A sound biblical definition of an idol is any person, thing, feeling, desire or thought which we love more than God. An idol is anything at all which we put in God’s place in our lives.
An idolator is anyone who worships (ascribes the greatest worth to) something or someone other than God. The man in the above video, Tan Ikram, is a good example of an idolator.
Watch the video and it is obvious that Tan Ikram – the corrupt judge who gave this howlingly bad verdict – worships the status of being a judge, and especially his own achievement of attaining judge status.
But the purpose of judge status isn’t supposed to be self-adulation and revelling in the high pay and perks. The office of a judge is for the purpose of facilitating and administering justice – impartially, honestly and faithfully, in accordance with the law.
Given that Tan Ikram has achieved judge status but is actually a terrible judge, he would do the world a great favour if he were to abandon the bench for the bathroom, and live out his days gazing in wonder at his reflection in the mirror.
It’s no surprise Tan Ikram found in favour of his fellow corrupt judge, the harassment complainant Jeremy Lea, and against the child-protecting and corruption-exposing journalist Richard Carvath, at Sheffield magistrates’ court on 23 March 2020.
Tan Ikram – a judge idolator – was never going to disappoint another judge. And who would doubt that Ikram was thinking about the best interests of his own judicial career, in backing his fellow judge?
Tan Ikram’s corruption in the case of Jeremy Lea and Richard Carvath highlights the obscenity that is trial without jury.

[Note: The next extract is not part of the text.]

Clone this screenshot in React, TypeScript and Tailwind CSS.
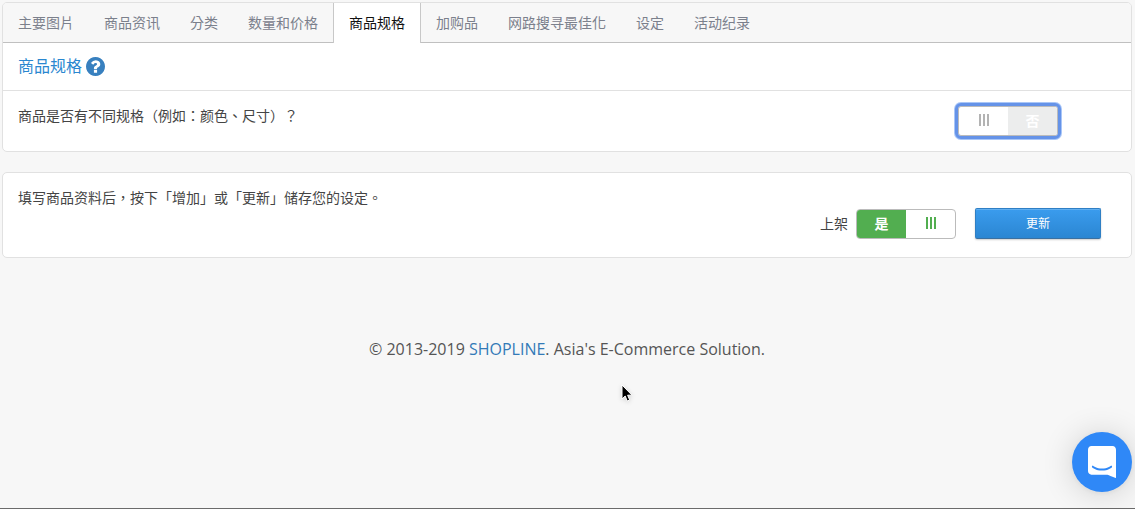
import { useState } from "react"

const tabs = [
  "主要图片",
  "商品资讯",
  "分类",
  "数量和价格",
  "商品规格",
  "加购品",
  "网路搜寻最佳化",
  "设定",
  "活动纪录",
]

export default function App(){
  const [activeTab, setActiveTab] = useState("商品规格")
  const [hasVariations, setHasVariations] = useState(false)
  const [published, setPublished] = useState(true)

  return (
    <div className="relative flex flex-col min-h-screen bg-[#f7f7f7] border-b border-[#6b6b6b] pt-0.5 pl-0.5 pr-[3px] text-sm leading-5 text-[#444] font-['Open_Sans','Noto_Sans_CJK_TC',sans-serif]">
      <section className="border border-[#e1e1e1] rounded-[5px] bg-white overflow-hidden">
        <nav className="flex h-10 bg-[#f7f7f7]" role="tablist">
          {
            tabs.map(tab => (
              <button
                key={tab}
                type="button"
                role="tab"
                aria-selected={tab === activeTab}
                onClick={() => setActiveTab(tab)}
                className={tab === activeTab
                  ? "px-[15px] whitespace-nowrap border-x border-[#c8c8c8] bg-white text-[#111]"
                  : "px-[15px] whitespace-nowrap border-b border-[#c0c0c0] text-[#7b808c]"}
              >
                {tab}
              </button>
            ))
          }
          <div className="grow border-b border-[#c0c0c0]"></div>
        </nav>
        <header className="flex items-center gap-1 h-12 px-[15px] pb-px border-b border-[#e1e1e1]">
          <h2 className="text-base text-[#2a87d0]">商品规格</h2>
          <HelpIcon />
        </header>
        <div className="flex justify-between h-[60px] pl-[15px] pr-[73px]">
          <p className="pt-[15px]">商品是否有不同规格（例如：颜色、尺寸）？</p>
          <div className="pt-[15px]">
            <Toggle label="商品是否有不同规格" checked={hasVariations} onChange={setHasVariations} focused />
          </div>
        </div>
      </section>

      <section className="mt-5 border border-[#e1e1e1] rounded-[5px] bg-white pt-[15px] pb-[18px] pl-[15px] pr-[30px]">
        <p>填写商品资料后，按下「增加」或「更新」储存您的设定。</p>
        <div className="flex items-center justify-end">
          <span className="mr-2">上架</span>
          <Toggle label="上架" checked={published} onChange={setPublished} />
          <button
            type="button"
            className="ml-[19px] w-[126px] h-[31px] rounded-xs border border-[#2f7fc4] border-b-[#3b70a0] bg-linear-to-b from-[#3a9cee] to-[#2b86d2] text-xs text-white shadow-[0_1px_2px_rgba(0,0,0,0.2),inset_0_1px_0_rgba(255,255,255,0.2)]"
          >
            更新
          </button>
        </div>
      </section>

      <footer className="pt-[79px] text-center text-base text-[#555]">
        © 2013-2019 <a href="#" className="text-[#337ab7]">SHOPLINE</a>. Asia's E-Commerce Solution.
      </footer>

      <Cursor />
      <ChatLauncher />
    </div>
  )
}

function Toggle({label, checked, onChange, focused}: {
  label: string
  checked: boolean
  onChange: (value: boolean) => void
  focused?: boolean
}){
  return (
    <label
      className={focused
        ? "relative flex w-[100px] h-[30px] rounded-[3px] border border-[#bbb] bg-white overflow-hidden font-bold cursor-pointer outline-3 outline-[#6593e8] shadow-[0_0_0_4px_#a9c6f7]"
        : "relative flex w-[100px] h-[30px] rounded-[4px] border border-[#bbb] bg-white overflow-hidden font-bold cursor-pointer"}
    >
      <input
        type="checkbox"
        className="sr-only"
        aria-label={label}
        checked={checked}
        onChange={e => onChange(e.target.checked)}
      />
      {
        checked ? (
          <>
            <span className="flex flex-1 items-center justify-center bg-[#52ae50] text-white">是</span>
            <Grip className="border-[#52ae50]" />
          </>
        ):(
          <>
            <Grip className="border-[#b3b3b3]" />
            <span className="flex flex-1 items-center justify-center bg-[#eceded] text-white">否</span>
          </>
        )
      }
    </label>
  )
}

function Grip({className}: {
  className: string
}){
  return (
    <span className="flex flex-1 items-center justify-center gap-0.5 pb-0.5">
      <i className={`h-3 border-l-2 ${className}`}></i>
      <i className={`h-3 border-l-2 ${className}`}></i>
      <i className={`h-3 border-l-2 ${className}`}></i>
    </span>
  )
}

function HelpIcon(){
  return (
    <svg width="19" height="19" viewBox="0 0 1536 1536" aria-hidden="true">
      <path fill="#3880bf" d="M896 1248v-192q0-14-9-23t-23-9H672q-14 0-23 9t-9 23v192q0 14 9 23t23 9h192q14 0 23-9t9-23zm256-672q0-88-55.500-163T958 297t-170-41q-243 0-371 213-15 24 8 42l132 100q7 6 19 6 16 0 25-12 53-68 86-92 34-24 86-24 48 0 85.500 26t37.500 59q0 38-20 61t-68 45q-63 28-115.500 86.500T640 892v36q0 14 9 23t23 9h192q14 0 23-9t9-23q0-19 21.500-49.500T972 829q32-18 49-28.500t46-35 44.500-48 28-60.500 12.500-81zm384 192q0 209-103 385.500T1153.500 1433 768 1536t-385.500-103T103 1153.500 0 768t103-385.500T382.500 103 768 0t385.500 103T1433 382.500 1536 768z" />
    </svg>
  )
}

function Cursor(){
  return (
    <svg className="absolute left-[621px] top-[384px] drop-shadow-sm pointer-events-none" width="12" height="18" viewBox="0 0 12 18" aria-hidden="true">
      <path d="M1 1v14l3.200-3 2 5 2.500-1-2.100-4.800H11z" fill="#000" stroke="#fff" strokeWidth="1" />
    </svg>
  )
}

function ChatLauncher(){
  return (
    <button
      type="button"
      aria-label="Chat"
      className="fixed right-[3px] bottom-[17px] flex items-center justify-center size-[60px] rounded-full bg-[#2f88f7] shadow-[0_1px_6px_rgba(0,0,0,0.06),0_2px_32px_rgba(0,0,0,0.16)]"
    >
      <svg width="28" height="32" viewBox="0 0 28 32" aria-hidden="true">
        <path fill="#fff" d="M28 32s-4.714-1.855-8.527-3.340H3.437C1.540 28.660 0 27.026 0 25.013V3.644C0 1.633 1.540 0 3.437 0h21.125c1.898 0 3.437 1.632 3.437 3.645v18.404H28V32zm-4.139-11.982a.88.880 0 0 0-1.292-.105c-.030.026-3.015 2.681-8.570 2.681-5.486 0-8.517-2.636-8.571-2.684a.88.880 0 0 0-1.290.107 1.010 1.010 0 0 0-.219.708.992.992 0 0 0 .318.664c.142.128 3.537 3.150 9.762 3.150 6.226 0 9.621-3.022 9.763-3.150a.992.992 0 0 0 .317-.664 1.010 1.010 0 0 0-.218-.707z" />
      </svg>
    </button>
  )
}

Tan Ikram, you need to get right with God, before His Day of Judgement.
We posed a question to the Secret Barrister and other lawyers on Twitter today. (Lawyers are such clever, moral people, aren’t they?)
We look forward to hearing comment from anybody willing to justify a criminal law statute (the Protection from Harassment Act 1997) which provides for harassment (causing ‘alarm or distress’, even if unintentional and unforeseen) not being a crime if committed once, but only if committed twice.
Is there any other ‘crime’ with this principle enshrined in the law?
It’s just common sense, isn’t it? Commit a murder/rape/assault/fraud etcetera, and you have committed a crime – the first time you do it.
But under the Protection from Harassment Act 1997, it is not a crime to harass somebody else, as long as you only do it once!
The Protection from Harassment Act 1997 is a mad, bad law which ought to be repealed.